KPIQP Minta Pemerintah Batalkan Calling Visa Bagi Israel

Jakarta (1/12) – Koalisi Perempuan Indonesia untuk al-Quds dan Palestina (KPIQP) menyesalkan kebijakan Pemerintah Indonesia yang mengaktifkan kembali calling visa bagi Israel. Kebijakan itu dinilai telah mencederai komitmen bangsa Indonesia dalam menentang segala bentuk penjajahan di atas dunia sebagaimana yang termaktub dalam Pembukaan Undang-Undang Dasar 1945.

KPIQP juga menilai keputusan itu mengkhianati amanah pendiri bangsa Indonesia Ir. Soekarno yang menyerukan negara-negara Asia-Afrika untuk saling tolong menolong untuk mewujudkan kemerdekaan seluruh bangsa di dunia, termasuk Palestina.

KPIQP adalah kumpulan organisasi dan lembaga perempuan Indonesia yang peduli terhadap nasib dan perjuangan bangsa Palestina. Koalisi ini dibentuk pada tanggal 17 Agustus 2020 dengan tujuan membantu perjuangan bangsa Palestina mendapatkan hak kemerdekaannya. Terkait tujuan tersebut KPIQP menolak kebijakan Pemerintah Indonesia yang membolehkan warga Israel mendapat calling visa.

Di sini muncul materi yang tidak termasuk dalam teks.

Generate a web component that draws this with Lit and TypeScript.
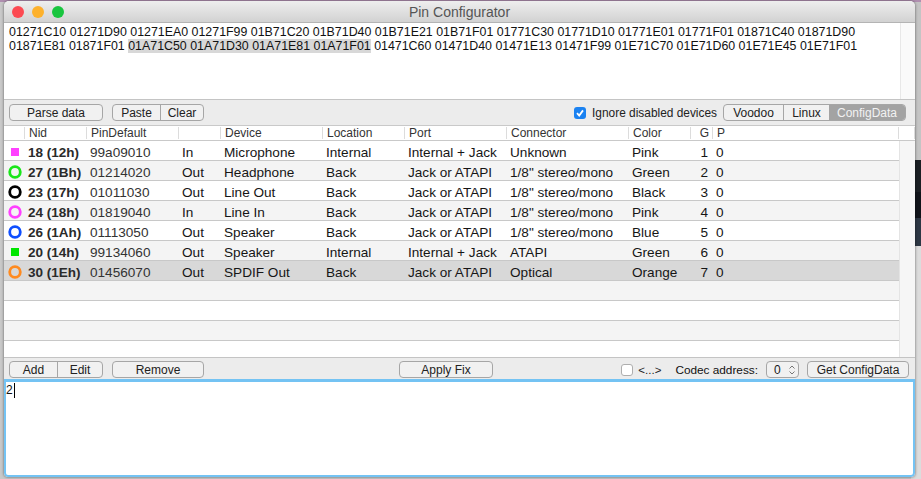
import { LitElement, html, css, svg } from 'lit'
import { customElement } from 'lit/decorators.js'

const HEX_LINE_1 = '01271C10 01271D90 01271EA0 01271F99 01B71C20 01B71D40 01B71E21 01B71F01 01771C30 01771D10 01771E01 01771F01 01871C40 01871D90'
const HEX_BEFORE = '01871E81 01871F01 '
const HEX_SELECTED = '01A71C50 01A71D30 01A71E81 01A71F01'
const HEX_AFTER = ' 01471C60 01471D40 01471E13 01471F99 01E71C70 01E71D60 01E71E45 01E71F01'

const HEADERS = ['', 'Nid', 'PinDefault', '', 'Device', 'Location', 'Port', 'Connector', 'Color', 'G', 'P', '']

interface Pin {
  color: string
  shape: 'ring' | 'square'
  nid: string
  pin: string
  dir: string
  device: string
  location: string
  port: string
  connector: string
  colorName: string
  g: string
}

const PINS: Pin[] = [
  { color: '#ff40ff', shape: 'square', nid: '18 (12h)', pin: '99a09010', dir: 'In', device: 'Microphone', location: 'Internal', port: 'Internal + Jack', connector: 'Unknown', colorName: 'Pink', g: '1' },
  { color: '#19e619', shape: 'ring', nid: '27 (1Bh)', pin: '01214020', dir: 'Out', device: 'Headphone', location: 'Back', port: 'Jack or ATAPI', connector: '1/8" stereo/mono', colorName: 'Green', g: '2' },
  { color: '#000000', shape: 'ring', nid: '23 (17h)', pin: '01011030', dir: 'Out', device: 'Line Out', location: 'Back', port: 'Jack or ATAPI', connector: '1/8" stereo/mono', colorName: 'Black', g: '3' },
  { color: '#ff40ff', shape: 'ring', nid: '24 (18h)', pin: '01819040', dir: 'In', device: 'Line In', location: 'Back', port: 'Jack or ATAPI', connector: '1/8" stereo/mono', colorName: 'Pink', g: '4' },
  { color: '#0f4fff', shape: 'ring', nid: '26 (1Ah)', pin: '01113050', dir: 'Out', device: 'Speaker', location: 'Back', port: 'Jack or ATAPI', connector: '1/8" stereo/mono', colorName: 'Blue', g: '5' },
  { color: '#00e600', shape: 'square', nid: '20 (14h)', pin: '99134060', dir: 'Out', device: 'Speaker', location: 'Internal', port: 'Internal + Jack', connector: 'ATAPI', colorName: 'Green', g: '6' },
  { color: '#ff8a1f', shape: 'ring', nid: '30 (1Eh)', pin: '01456070', dir: 'Out', device: 'SPDIF Out', location: 'Back', port: 'Jack or ATAPI', connector: 'Optical', colorName: 'Orange', g: '7' },
]

@customElement('app-root')
export class AppRoot extends LitElement {
  static styles = css`
    :host {
      display: block;
      width: 921px;
      height: 479px;
      overflow: hidden;
      padding: 1px 6px 2px 4px;
      box-sizing: border-box;
      /* blurred desktop showing around the window */
      background:
        linear-gradient(to bottom, #b08fb0 0, #b08fb0 2px, transparent 2px),
        linear-gradient(to bottom,
          #c4c4c4 0, #c4c4c4 160px,
          #1b1f24 160px, #1b1f24 192px,
          #11141a 192px, #11141a 218px,
          #2d3744 218px, #2d3744 246px,
          #dcdcdc 246px, #dcdcdc 100%) right top / 10px 100% no-repeat,
        #c9c9c9;
      font-family: "Liberation Sans", Arial, sans-serif;
      color: #1a1a1a;
    }

    .window {
      height: 476px;
      display: flex;
      flex-direction: column;
      background: #ececec;
      border-radius: 5px 5px 4px 4px;
      overflow: hidden;
      box-shadow: 0 0 3px rgba(0, 0, 0, 0.55);
    }

    .titlebar {
      flex: none;
      height: 22px;
      box-sizing: border-box;
      display: flex;
      align-items: center;
      justify-content: center;
      position: relative;
      background: linear-gradient(to bottom, #eeeeee, #d2d2d2);
      border-bottom: 1px solid #b4b4b4;
      font-size: 14px;
      color: #555;
    }

    .lights {
      position: absolute;
      left: 8px;
      top: 5px;
      display: flex;
      gap: 8px;
    }

    .light {
      width: 12px;
      height: 12px;
      border-radius: 50%;
    }
    .light.red { background: #fc4a52; }
    .light.yellow { background: #fdb12c; }
    .light.green { background: #19c53f; }

    .hex {
      flex: none;
      height: 77px;
      box-sizing: border-box;
      display: flex;
      background: #fff;
      border-bottom: 1px solid #c4c4c4;
    }

    .hex-text {
      flex: 1;
      min-width: 0;
      padding: 2px 5px;
      font-size: 12.4px;
      line-height: 14px;
      color: #111;
      white-space: nowrap;
    }

    .hex-text mark {
      background: #d8d8d8;
      color: inherit;
    }

    .hex-track {
      flex: none;
      width: 14px;
      background: #fafafa;
      border-left: 1px solid #e8e8e8;
    }

    .toolbar {
      flex: none;
      display: flex;
      align-items: center;
      padding: 0 9px 0 5px;
      font-size: 12.5px;
    }

    .toolbar.top {
      height: 25px;
    }

    .toolbar.bottom {
      height: 22px;
      padding-top: 2px;
      padding-right: 6px;
      border-top: 1px solid #c4c4c4;
      box-sizing: border-box;
    }

    .btn-group {
      display: flex;
      height: 15px;
      border: 1px solid #a6a6a6;
      border-radius: 4px;
      background: #f1f1f1;
      overflow: hidden;
    }

    .btn-group span {
      display: flex;
      align-items: center;
      justify-content: center;
      box-sizing: border-box;
      font-size: 12px;
      color: #222;
      border-left: 1px solid #a6a6a6;
    }

    .btn-group span:first-child {
      border-left: none;
    }

    .btn-group span.active {
      background: #a3a3a3;
      color: #f2f2f2;
      border-left: none;
    }

    .spacer {
      flex: 1;
    }

    .check {
      width: 12px;
      height: 12px;
      border-radius: 3px;
      box-sizing: border-box;
      display: flex;
      align-items: center;
      justify-content: center;
    }

    .check.on {
      background: #1b82f1;
    }

    .check.off {
      background: #fff;
      border: 1px solid #aeaeae;
    }

    .check-label {
      color: #222;
      font-size: 11.9px;
      margin-left: 5px;
    }

    .check-label.wide {
      margin-left: 6px;
    }

    .check-label.small {
      font-size: 11.5px;
    }

    .check-label.codec {
      margin-left: 14px;
      font-size: 11.8px;
      color: #111;
    }

    .table {
      flex: 1;
      display: flex;
      flex-direction: column;
      min-height: 0;
      background: #f6f6f6;
    }

    .rows {
      flex: 1;
      min-height: 0;
      margin-right: 15px;
      border-right: 1px solid #e4e4e4;
    }

    .row {
      display: grid;
      grid-template-columns: 20px 62px 92px 42px 102px 82px 102px 122px 62px 22px 1fr;
      align-items: center;
      height: 20px;
      box-sizing: border-box;
      padding-top: 3px;
      border-bottom: 1px solid #c8c8c8;
      font-size: 13.6px;
      color: #161616;
      background: #fff;
    }

    .row.alt {
      background: #f4f4f4;
    }

    .row.selected {
      background: #d8d8d8;
    }

    .row.last {
      height: 16px;
      border-bottom: none;
    }

    .head {
      flex: none;
      display: grid;
      grid-template-columns: 21px 62px 92px 42px 102px 82px 102px 122px 62px 22px 186px 1fr;
      height: 16px;
      align-items: center;
      box-sizing: border-box;
      background: #fff;
      border-top: 1px solid #c9c9c9;
      border-bottom: 1px solid #c9c9c9;
      font-size: 12px;
      color: #333;
    }

    .head span {
      height: 12px;
      line-height: 12px;
      padding-left: 4px;
      white-space: nowrap;
      border-right: 1px solid #dcdcdc;
    }

    .head span.num {
      padding-left: 0;
      padding-right: 3px;
      text-align: right;
    }

    .cell {
      padding-left: 4px;
      white-space: nowrap;
    }

    .cell.icon {
      padding-left: 4px;
      display: flex;
      align-items: center;
      height: 14px;
    }

    .cell.nid {
      font-weight: 700;
      font-size: 13.5px;
      color: #2a2a2a;
    }

    .cell.dim {
      color: #333;
    }

    .cell.g {
      text-align: right;
      padding-left: 0;
      padding-right: 4px;
    }

    .editor {
      flex: none;
      height: 98px;
      box-sizing: border-box;
      background: #fff;
      border: 2px solid #74c3f3;
      border-top-width: 3px;
      border-radius: 0 0 4px 4px;
      font-size: 12px;
      line-height: 14px;
      padding: 1px 0 0 0;
      color: #111;
    }

    .editor i {
      display: inline-block;
      width: 1px;
      height: 15px;
      background: #000;
      vertical-align: top;
      margin-left: 1px;
    }

    .stepper {
      display: flex;
      align-items: center;
      justify-content: space-between;
      width: 22px;
      height: 15px;
      margin-left: 8px;
      border: 1px solid #a6a6a6;
      border-radius: 4px;
      background: #f1f1f1;
      padding: 0 2px 0 7px;
      font-size: 12px;
    }
  `

  private _icon(p: Pin) {
    return html`<svg width="14" height="14" viewBox="0 0 14 14">
      ${p.shape === 'ring'
        ? svg`<circle cx="7" cy="7" r="5.3" fill="none" stroke=${p.color} stroke-width="2.8"></circle>`
        : svg`<rect x="3" y="3" width="8" height="8" fill=${p.color}></rect>`}
    </svg>`
  }

  private _row(p: Pin, i: number) {
    const cls = i === 6 ? 'row selected' : i % 2 ? 'row alt' : 'row'
    return html`<div class=${cls}>
      <div class="cell icon">${this._icon(p)}</div>
      <div class="cell nid">${p.nid}</div>
      <div class="cell dim">${p.pin}</div>
      <div class="cell">${p.dir}</div>
      <div class="cell">${p.device}</div>
      <div class="cell">${p.location}</div>
      <div class="cell">${p.port}</div>
      <div class="cell">${p.connector}</div>
      <div class="cell">${p.colorName}</div>
      <div class="cell g">${p.g}</div>
      <div class="cell">0</div>
    </div>`
  }

  render() {
    return html`
      <div class="window">
        <div class="titlebar">
          <div class="lights">
            <div class="light red"></div>
            <div class="light yellow"></div>
            <div class="light green"></div>
          </div>
          Pin Configurator
        </div>
        <div class="hex">
          <div class="hex-text">
            <div>${HEX_LINE_1}</div>
            <div>${HEX_BEFORE}<mark>${HEX_SELECTED}</mark>${HEX_AFTER}</div>
          </div>
          <div class="hex-track"></div>
        </div>
        <div class="toolbar top">
          <div class="btn-group"><span style="width:92px">Parse data</span></div>
          <div class="btn-group" style="margin-left:9px">
            <span style="width:47px">Paste</span><span style="width:43px">Clear</span>
          </div>
          <div class="spacer"></div>
          <div class="check on">
            <svg width="10" height="10" viewBox="0 0 10 10"><path d="M2 5.2 L4.2 7.6 L8 2.4" fill="none" stroke="#fff" stroke-width="1.8"></path></svg>
          </div>
          <div class="check-label wide">Ignore disabled devices</div>
          <div class="btn-group" style="margin-left:6px">
            <span style="width:59px">Voodoo</span><span style="width:46px">Linux</span><span class="active" style="width:76px">ConfigData</span>
          </div>
        </div>
        <div class="table">
          <div class="head">
            ${HEADERS.map((h) => html`<span class=${h === 'G' ? 'num' : ''}>${h}</span>`)}
          </div>
          <div class="rows">
            ${PINS.map((p, i) => this._row(p, i))}
            <div class="row alt"></div>
            <div class="row"></div>
            <div class="row alt"></div>
            <div class="row last"></div>
          </div>
        </div>
        <div class="toolbar bottom">
          <div class="btn-group">
            <span style="width:47px">Add</span><span style="width:45px">Edit</span>
          </div>
          <div class="btn-group" style="margin-left:9px"><span style="width:90px">Remove</span></div>
          <div class="btn-group" style="margin-left:195px"><span style="width:92px">Apply Fix</span></div>
          <div class="spacer"></div>
          <div class="check off"></div>
          <div class="check-label small">&lt;...&gt;</div>
          <div class="check-label codec">Codec address:</div>
          <div class="stepper">
            0
            <svg width="8" height="12" viewBox="0 0 8 12"><path d="M1.5 4.5 L4 2 L6.5 4.5 M1.5 7.5 L4 10 L6.5 7.5" fill="none" stroke="#777" stroke-width="1"></path></svg>
          </div>
          <div class="btn-group" style="margin-left:8px"><span style="width:100px">Get ConfigData</span></div>
        </div>
        <div class="editor">2<i></i></div>
      </div>
    `
  }
}

declare global {
  interface HTMLElementTagNameMap {
    'app-root': AppRoot
  }
}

Menurut Ketua KPIQP, Nurjanah Hulwani, pemberlakukan kebijakan tersebut secara tidak langsung membuat Indonesia seolah mengakui eksistensi negara Israel dan sekaligus melukai perasaan bangsa Palestina.

“Saya menyayangkan kebijakan Pemerintah Indonesia yang membuka calling visa untuk warga Israel. Kebijakan ini tentunya melukai bangsa Palestina yang sedang berjuang mengambil haknya untuk merdeka.

Bagaimanapun Indonesia berhutang kepada bangsa Palestina yang telah mengakui kemerdekaan Indonesia setelah Mesir.

Cara yang paling sederhana membalas kebaikan bangsa Palestina adalah mencabut kembali kebijakanya untuk tidak membuka calling visa untuk Israel,” tegas Nurjanah, Selasa (1/12).

Nurjanah mengingatkan bahwa dalam Sidang Majelis Umum (SMU) ke-75 Perserikatan Bangsa-Bangsa (PBB), Presiden Joko Widodo secara terbuka mendukung perjuangan bangsa Palestina. Saat itu, mewakili bangsa Indonesia, Presiden Joko Widodo menegaskan komitmennya sebagai pihak yang memainkan peran dari solusi perdamaian.

Nurjanah mengutip pernyataan Presiden Joko Widodo dalam Sidang Majelis Umum itu yang mengatakan “No one, no country should be left behind.”

Dengan demikian, kata Nurjanah, Pemerintah Indonesia perlu menjaga komitmen tersebut agar kemerdekaan bangsa Palestina dapat terwujud. Apalagi hingga saat ini hanya negara Palestina satu-satunya negara peserta Konferensi Asia-Afrika di Bandung yang belum mengecap kemerdekaannya.

“Untuk itu, KPIQP menyerukan agar Presiden Jokowi menonaktifkan kembali kebijakan ini,” imbuh Nurjanah.

Sebelumnya, per tanggal 23 November 2020, Pemerintah Indonesia mengumumkan telah memberlakukan kembali calling visa bagi 9 negara. Salah satu di antara 9 negara itu termasuk Israel.

Kemenkumham menyebut pemberian calling visa terhadap WNA Israel telah diberikan sejak tahun 2012 berdasarkan Permenkumham Nomor M.HH-01.GR.01.06 Tahun 2012.

Kemenkumham menambahkan pemberian calling visa ini untuk mengakomodasi hak-hak kemanusiaan para pasangan kawin campur, baru kemudian untuk tujuan investasi, bisnis, dan bekerja. Selain itu proses pemberian calling visa ini juga dilakukan dengan ketat tim penilai dari berbabagi institusi diantanya Kemlu, Polri dan BIN.

Kemenkumham menolak tudingan upaya ini bagian dari upaya normalisasi. Namun KPIQP berpendapat bahwa pengaktifan calling visa ini tidak dapat dipungkiri sebagai bagian dari soft diplomasi menuju normalisasi hubungan politik dengan Israel. Apalagi mengingat bahwa Indonesia tidak memiliki hubungan diplomatik dengan Israel. Sehingga kebijakan ini hanya akan menjadi celah bagi tercapainya goal akhir yaitu normalisasi hubungan.